Uncertainty about South African feed-in tariff

Energy efficiency is a high priority for South African companies, and energy security and cost reduction are key drivers for this. The voluntary Energy Efficiency Accord appears to have worked well in setting expectations for corporate behaviour but may have been insufficiently ambitious. Companies are making preparations for the emergence of a new energy efficiency tax incentive and for the proposed Power Conservation Program. Some companies anticipate that the Renewable Energy Feed-in Tariff (REFIT) generation incentives will change their investment patterns, however there is uncertainty about how this regulation will be applied. CDM is an important driver for investment by some companies. Companies would like to see R&D support, simplification of planning consents, renewable energy targets and in-country support for CDM project development. Technology-specific measures are not favoured.

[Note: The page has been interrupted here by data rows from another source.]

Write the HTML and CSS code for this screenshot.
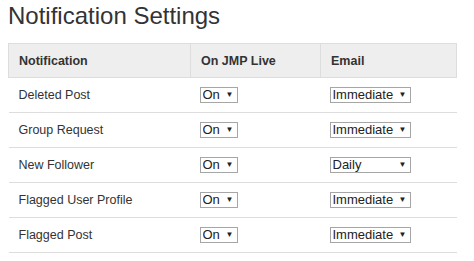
FILE: index.html
```html
<!DOCTYPE html>
<html lang="en">
<head>
    <meta charset="UTF-8">
    <title>Notification Settings</title>
    <link rel="stylesheet" href="styles.css">
</head>
<body>
    <h1>Notification Settings</h1>
    <table class="settings">
        <thead>
            <tr>
                <th class="col-name">Notification</th>
                <th class="col-live">On JMP Live</th>
                <th class="col-email">Email</th>
            </tr>
        </thead>
        <tbody>
            <tr>
                <td>Deleted Post</td>
                <td><span class="pick"><select><option>On</option><option>Off</option></select></span></td>
                <td><span class="pick"><select><option>Immediate</option><option>Daily</option><option>Weekly</option><option>Never</option></select></span></td>
            </tr>
            <tr>
                <td>Group Request</td>
                <td><span class="pick"><select><option>On</option><option>Off</option></select></span></td>
                <td><span class="pick"><select><option>Immediate</option><option>Daily</option><option>Weekly</option><option>Never</option></select></span></td>
            </tr>
            <tr>
                <td>New Follower</td>
                <td><span class="pick"><select><option>On</option><option>Off</option></select></span></td>
                <td><span class="pick"><select><option>Immediate</option><option selected>Daily</option><option>Weekly</option><option>Never</option></select></span></td>
            </tr>
            <tr>
                <td>Flagged User Profile</td>
                <td><span class="pick"><select><option>On</option><option>Off</option></select></span></td>
                <td><span class="pick"><select><option>Immediate</option><option>Daily</option><option>Weekly</option><option>Never</option></select></span></td>
            </tr>
            <tr>
                <td>Flagged Post</td>
                <td><span class="pick"><select><option>On</option><option>Off</option></select></span></td>
                <td><span class="pick"><select><option>Immediate</option><option>Daily</option><option>Weekly</option><option>Never</option></select></span></td>
            </tr>
        </tbody>
    </table>
</body>
</html>
```

FILE: styles.css
```css
body {
    font-family: "Liberation Sans", Arial, sans-serif;
    font-size: 12.5px;
    color: #333;
    margin: 0;
    padding: 0 8px;
}
h1 {
    font-size: 24px;
    font-weight: normal;
    line-height: 28px;
    margin: 2px 0 13px 0;
}
.settings {
    width: 449px;
    border-collapse: collapse;
}
.settings th {
    background-color: #eee;
    border: 1px solid #ddd;
    height: 33px;
    padding: 0 10px;
    text-align: left;
    font-weight: bold;
}
.settings td {
    border-bottom: 1px solid #ddd;
    height: 34px;
    padding: 0 10px;
}
.col-name {
    width: 161px;
}
.col-live {
    width: 109px;
}
.pick {
    position: relative;
    display: inline-block;
    margin-left: -1px;
}
.pick select {
    -webkit-appearance: none;
    appearance: none;
    font-family: inherit;
    font-size: 13px;
    color: #222;
    background-color: #fff;
    border: 1px solid #a6a6a6;
    border-radius: 0;
    height: 16px;
    line-height: 14px;
    padding: 0 16px 0 2px;
    margin: 0;
    display: block;
}
.pick::after {
    content: "\25BC";
    position: absolute;
    right: 4px;
    top: 4px;
    font-size: 8px;
    line-height: 8px;
    color: #222;
    pointer-events: none;
}
```
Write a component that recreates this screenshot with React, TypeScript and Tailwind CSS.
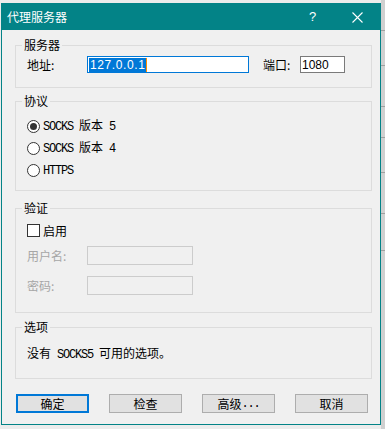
const ui = { fontFamily: '"Noto Sans CJK SC", "Liberation Sans", sans-serif' };

function Mono({ children }: { children: string }) {
  return (
    <span className="font-['Liberation_Mono',monospace] tracking-[-1.2px]">{children}</span>
  );
}

function Group({ title, height, className, children }: { title: string; height: string; className?: string; children: React.ReactNode }) {
  return (
    <div className={`relative ml-[13px] w-[357px] border border-[#dcdcdc] ${height} ${className ?? ""}`}>
      <span className="absolute -top-[9px] left-[6px] bg-[#f0f0f0] px-[2px] text-[12px] leading-[16px] text-black">
        {title}
      </span>
      {children}
    </div>
  );
}

function Radio({ checked, children }: { checked?: boolean; children: React.ReactNode }) {
  return (
    <div className="flex h-[22px] items-center pl-[11px]">
      <span className="flex h-[13px] w-[13px] items-center justify-center rounded-full border border-[#333] bg-white">
        {checked && <span className="h-[7px] w-[7px] rounded-full bg-[#333]" />}
      </span>
      <span className="ml-[3px] text-[12px] leading-[16px] text-black">{children}</span>
    </div>
  );
}

function Button({ children, primary }: { children: React.ReactNode; primary?: boolean }) {
  return (
    <div
      className={`flex h-[19px] w-[73px] items-center justify-center bg-[#e1e1e1] text-[12px] leading-[16px] text-black ${
        primary ? "border-2 border-[#0078d7]" : "border border-[#adadad]"
      }`}
    >
      {children}
    </div>
  );
}

export default function App() {
  return (
    <div className="flex h-[429px] w-[385px] overflow-hidden bg-[#ececec]" style={ui}>
      <div className="ml-[1px] mt-[3px] flex h-[422px] w-[380px] flex-col border border-[#038387] bg-[#f0f0f0]">
        {/* title bar */}
        <div className="flex h-[26px] items-center bg-[#038387] text-white">
          <span className="pl-[5px] text-[12px] leading-[16px]">代理服务器</span>
          <span className="ml-auto flex h-full w-[45px] items-center justify-center text-[13px] font-['Liberation_Sans',sans-serif]">?</span>
          <span className="flex h-full w-[45px] items-center justify-center">
            <svg width="11" height="11" viewBox="0 0 11 11">
              <path d="M0.5 0.5L10.5 10.5M10.5 0.5L0.5 10.5" stroke="white" strokeWidth="1.1" fill="none" />
            </svg>
          </span>
        </div>

        {/* 服务器 */}
        <Group title="服务器" height="h-[43px]" className="mt-[15px]">
          <div className="flex items-center pl-[11px] pt-[10px]">
            <span className="w-[60px] text-[12px] leading-[16px]">地址:</span>
            <div className="flex h-[17px] w-[162px] items-center border border-[#0078d7] bg-white pl-[1px]">
              <span className="bg-[#0078d7] px-[1px] text-[12px] leading-[14px] tracking-[0.6px] text-white font-['Liberation_Sans',sans-serif]">
                127.0.0.1
              </span>
              <span className="h-[14px] w-[1px] bg-[#ff8c00]" />
            </div>
            <span className="ml-[14px] w-[37px] text-[12px] leading-[16px]">端口:</span>
            <div className="flex h-[17px] w-[45px] items-center border border-[#7a7a7a] bg-white pl-[1px] text-[12px] leading-[14px] font-['Liberation_Sans',sans-serif]">
              1080
            </div>
          </div>
        </Group>

        {/* 协议 */}
        <Group title="协议" height="h-[90px]" className="mt-[13px]">
          <div className="pt-[13px]">
            <Radio checked>
              <Mono>SOCKS </Mono>版本<Mono> 5</Mono>
            </Radio>
            <Radio>
              <Mono>SOCKS </Mono>版本<Mono> 4</Mono>
            </Radio>
            <Radio>
              <Mono>HTTPS</Mono>
            </Radio>
          </div>
        </Group>

        {/* 验证 */}
        <Group title="验证" height="h-[105px]" className="mt-[17px]">
          <div className="pl-[11px] pt-[15px]">
            <div className="flex h-[13px] items-center">
              <span className="h-[13px] w-[13px] border border-[#333] bg-white" />
              <span className="ml-[3px] text-[12px] leading-[16px]">启用</span>
            </div>
            <div className="mt-[9px] flex items-center">
              <span className="w-[60px] text-[12px] leading-[16px] text-[#a6a6a6]">用户名:</span>
              <div className="h-[19px] w-[106px] border border-[#cccccc] bg-[#f0f0f0]" />
            </div>
            <div className="mt-[11px] flex items-center">
              <span className="w-[60px] text-[12px] leading-[16px] text-[#a6a6a6]">密码:</span>
              <div className="h-[19px] w-[106px] border border-[#cccccc] bg-[#f0f0f0]" />
            </div>
          </div>
        </Group>

        {/* 选项 */}
        <Group title="选项" height="h-[52px]" className="mt-[14px]">
          <div className="pl-[11px] pt-[17px] text-[12px] leading-[16px]">
            没有<Mono> SOCKS5 </Mono>可用的选项。
          </div>
        </Group>

        <div className="ml-[14px] mt-[15px] flex gap-[20px]">
          <Button primary>确定</Button>
          <Button>检查</Button>
          <Button>
            高级<Mono>...</Mono>
          </Button>
          <Button>取消</Button>
        </div>
      </div>

      {/* window behind, right edge */}
      <div className="flex w-[4px] flex-col bg-[#d0d0d0]">
        <div className="mt-[30px] h-[1px] bg-[#a0a0a0]" />
        <div className="mt-[34px] h-[1px] bg-[#a0a0a0]" />
        <div className="mt-[40px] h-[1px] bg-[#a0a0a0]" />
        <div className="mt-[30px] h-[1px] bg-[#a0a0a0]" />
        <div className="mt-[34px] h-[1px] bg-[#a0a0a0]" />
        <div className="mt-[40px] h-[1px] bg-[#a0a0a0]" />
        <div className="mt-[36px] h-[1px] bg-[#a0a0a0]" />
      </div>
    </div>
  );
}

The Carbon Disclosure Project launched in 2000 to collect and distribute high quality information that motivates investors, corporations and governments to take action to prevent dangerous climate change. CDP was assisted in the project by partner organisations; Fabrica Ethica in Brazil, Syn Tao in China, WWF India and Confederation of Indian Industry ITC Centre of excellence for Sustainable Development in India, and National Business Initiative in South Africa.